Given information:
::::::::
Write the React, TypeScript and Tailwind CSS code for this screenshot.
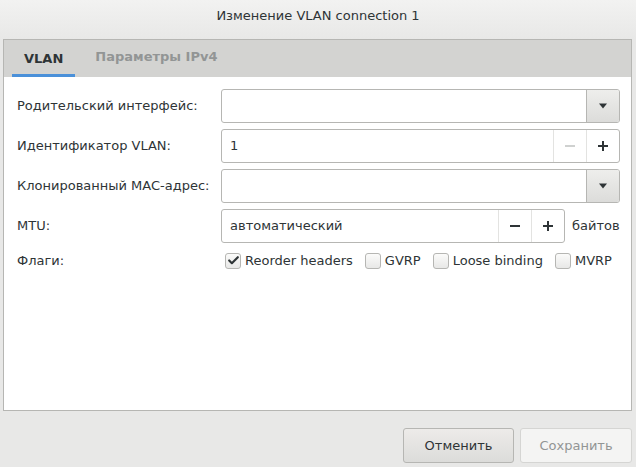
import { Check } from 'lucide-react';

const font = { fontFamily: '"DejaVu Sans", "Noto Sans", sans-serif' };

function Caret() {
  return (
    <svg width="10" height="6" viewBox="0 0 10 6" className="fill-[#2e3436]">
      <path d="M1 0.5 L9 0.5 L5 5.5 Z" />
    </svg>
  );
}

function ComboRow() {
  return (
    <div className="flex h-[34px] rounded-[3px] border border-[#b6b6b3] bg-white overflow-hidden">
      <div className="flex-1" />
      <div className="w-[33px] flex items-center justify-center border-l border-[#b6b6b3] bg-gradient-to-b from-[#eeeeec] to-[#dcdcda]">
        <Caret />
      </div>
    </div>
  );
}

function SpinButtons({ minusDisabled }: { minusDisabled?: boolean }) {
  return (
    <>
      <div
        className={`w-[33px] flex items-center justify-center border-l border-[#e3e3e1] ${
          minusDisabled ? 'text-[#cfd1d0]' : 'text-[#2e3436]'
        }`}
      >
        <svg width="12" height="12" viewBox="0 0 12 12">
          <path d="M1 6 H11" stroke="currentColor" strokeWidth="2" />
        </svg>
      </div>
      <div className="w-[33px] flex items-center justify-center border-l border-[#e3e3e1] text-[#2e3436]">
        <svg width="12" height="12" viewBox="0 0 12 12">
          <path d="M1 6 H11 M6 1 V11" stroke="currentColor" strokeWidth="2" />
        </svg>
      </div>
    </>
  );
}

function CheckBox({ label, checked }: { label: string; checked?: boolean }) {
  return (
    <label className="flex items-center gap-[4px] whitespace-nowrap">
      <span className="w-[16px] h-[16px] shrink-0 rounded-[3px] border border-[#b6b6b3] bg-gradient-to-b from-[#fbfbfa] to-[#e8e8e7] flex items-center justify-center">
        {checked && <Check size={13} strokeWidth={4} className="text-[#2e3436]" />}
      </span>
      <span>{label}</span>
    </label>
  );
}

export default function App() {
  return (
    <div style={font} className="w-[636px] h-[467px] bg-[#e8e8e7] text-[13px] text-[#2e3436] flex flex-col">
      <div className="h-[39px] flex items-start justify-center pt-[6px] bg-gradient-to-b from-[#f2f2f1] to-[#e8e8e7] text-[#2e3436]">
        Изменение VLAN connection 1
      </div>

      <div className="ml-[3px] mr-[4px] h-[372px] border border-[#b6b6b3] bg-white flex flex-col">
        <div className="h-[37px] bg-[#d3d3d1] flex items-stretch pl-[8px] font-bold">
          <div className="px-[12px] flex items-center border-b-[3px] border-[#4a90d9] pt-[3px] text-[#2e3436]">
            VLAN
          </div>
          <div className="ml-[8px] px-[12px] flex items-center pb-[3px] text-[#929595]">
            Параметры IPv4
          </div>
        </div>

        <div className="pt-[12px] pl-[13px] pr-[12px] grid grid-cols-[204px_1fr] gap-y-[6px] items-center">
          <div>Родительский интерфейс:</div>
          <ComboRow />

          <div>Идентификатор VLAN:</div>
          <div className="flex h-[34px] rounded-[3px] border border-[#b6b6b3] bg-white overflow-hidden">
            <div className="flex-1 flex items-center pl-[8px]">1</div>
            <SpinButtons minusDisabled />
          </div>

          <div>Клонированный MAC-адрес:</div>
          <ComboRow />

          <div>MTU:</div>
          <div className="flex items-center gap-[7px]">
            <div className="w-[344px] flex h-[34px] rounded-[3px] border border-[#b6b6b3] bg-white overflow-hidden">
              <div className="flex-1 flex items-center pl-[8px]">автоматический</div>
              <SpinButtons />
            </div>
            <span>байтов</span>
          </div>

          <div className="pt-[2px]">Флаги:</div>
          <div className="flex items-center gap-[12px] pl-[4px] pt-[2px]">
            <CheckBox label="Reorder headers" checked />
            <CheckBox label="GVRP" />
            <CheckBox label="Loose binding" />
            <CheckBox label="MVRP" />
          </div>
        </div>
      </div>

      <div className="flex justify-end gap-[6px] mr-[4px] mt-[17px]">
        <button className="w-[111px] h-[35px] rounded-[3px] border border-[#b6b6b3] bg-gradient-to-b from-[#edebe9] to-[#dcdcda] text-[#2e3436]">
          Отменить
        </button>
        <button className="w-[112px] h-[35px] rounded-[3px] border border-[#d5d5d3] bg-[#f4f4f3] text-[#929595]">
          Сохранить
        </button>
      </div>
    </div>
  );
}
::::::::
Your goal: Transcribe each line above verbatim, with the pictures left out.

Response below:
Write the React, TypeScript and Tailwind CSS code for this screenshot.
import { Check } from 'lucide-react';

const font = { fontFamily: '"DejaVu Sans", "Noto Sans", sans-serif' };

function Caret() {
  return (
    <svg width="10" height="6" viewBox="0 0 10 6" className="fill-[#2e3436]">
      <path d="M1 0.5 L9 0.5 L5 5.5 Z" />
    </svg>
  );
}

function ComboRow() {
  return (
    <div className="flex h-[34px] rounded-[3px] border border-[#b6b6b3] bg-white overflow-hidden">
      <div className="flex-1" />
      <div className="w-[33px] flex items-center justify-center border-l border-[#b6b6b3] bg-gradient-to-b from-[#eeeeec] to-[#dcdcda]">
        <Caret />
      </div>
    </div>
  );
}

function SpinButtons({ minusDisabled }: { minusDisabled?: boolean }) {
  return (
    <>
      <div
        className={`w-[33px] flex items-center justify-center border-l border-[#e3e3e1] ${
          minusDisabled ? 'text-[#cfd1d0]' : 'text-[#2e3436]'
        }`}
      >
        <svg width="12" height="12" viewBox="0 0 12 12">
          <path d="M1 6 H11" stroke="currentColor" strokeWidth="2" />
        </svg>
      </div>
      <div className="w-[33px] flex items-center justify-center border-l border-[#e3e3e1] text-[#2e3436]">
        <svg width="12" height="12" viewBox="0 0 12 12">
          <path d="M1 6 H11 M6 1 V11" stroke="currentColor" strokeWidth="2" />
        </svg>
      </div>
    </>
  );
}

function CheckBox({ label, checked }: { label: string; checked?: boolean }) {
  return (
    <label className="flex items-center gap-[4px] whitespace-nowrap">
      <span className="w-[16px] h-[16px] shrink-0 rounded-[3px] border border-[#b6b6b3] bg-gradient-to-b from-[#fbfbfa] to-[#e8e8e7] flex items-center justify-center">
        {checked && <Check size={13} strokeWidth={4} className="text-[#2e3436]" />}
      </span>
      <span>{label}</span>
    </label>
  );
}

export default function App() {
  return (
    <div style={font} className="w-[636px] h-[467px] bg-[#e8e8e7] text-[13px] text-[#2e3436] flex flex-col">
      <div className="h-[39px] flex items-start justify-center pt-[6px] bg-gradient-to-b from-[#f2f2f1] to-[#e8e8e7] text-[#2e3436]">
        Изменение VLAN connection 1
      </div>

      <div className="ml-[3px] mr-[4px] h-[372px] border border-[#b6b6b3] bg-white flex flex-col">
        <div className="h-[37px] bg-[#d3d3d1] flex items-stretch pl-[8px] font-bold">
          <div className="px-[12px] flex items-center border-b-[3px] border-[#4a90d9] pt-[3px] text-[#2e3436]">
            VLAN
          </div>
          <div className="ml-[8px] px-[12px] flex items-center pb-[3px] text-[#929595]">
            Параметры IPv4
          </div>
        </div>

        <div className="pt-[12px] pl-[13px] pr-[12px] grid grid-cols-[204px_1fr] gap-y-[6px] items-center">
          <div>Родительский интерфейс:</div>
          <ComboRow />

          <div>Идентификатор VLAN:</div>
          <div className="flex h-[34px] rounded-[3px] border border-[#b6b6b3] bg-white overflow-hidden">
            <div className="flex-1 flex items-center pl-[8px]">1</div>
            <SpinButtons minusDisabled />
          </div>

          <div>Клонированный MAC-адрес:</div>
          <ComboRow />

          <div>MTU:</div>
          <div className="flex items-center gap-[7px]">
            <div className="w-[344px] flex h-[34px] rounded-[3px] border border-[#b6b6b3] bg-white overflow-hidden">
              <div className="flex-1 flex items-center pl-[8px]">автоматический</div>
              <SpinButtons />
            </div>
            <span>байтов</span>
          </div>

          <div className="pt-[2px]">Флаги:</div>
          <div className="flex items-center gap-[12px] pl-[4px] pt-[2px]">
            <CheckBox label="Reorder headers" checked />
            <CheckBox label="GVRP" />
            <CheckBox label="Loose binding" />
            <CheckBox label="MVRP" />
          </div>
        </div>
      </div>

      <div className="flex justify-end gap-[6px] mr-[4px] mt-[17px]">
        <button className="w-[111px] h-[35px] rounded-[3px] border border-[#b6b6b3] bg-gradient-to-b from-[#edebe9] to-[#dcdcda] text-[#2e3436]">
          Отменить
        </button>
        <button className="w-[112px] h-[35px] rounded-[3px] border border-[#d5d5d3] bg-[#f4f4f3] text-[#929595]">
          Сохранить
        </button>
      </div>
    </div>
  );
}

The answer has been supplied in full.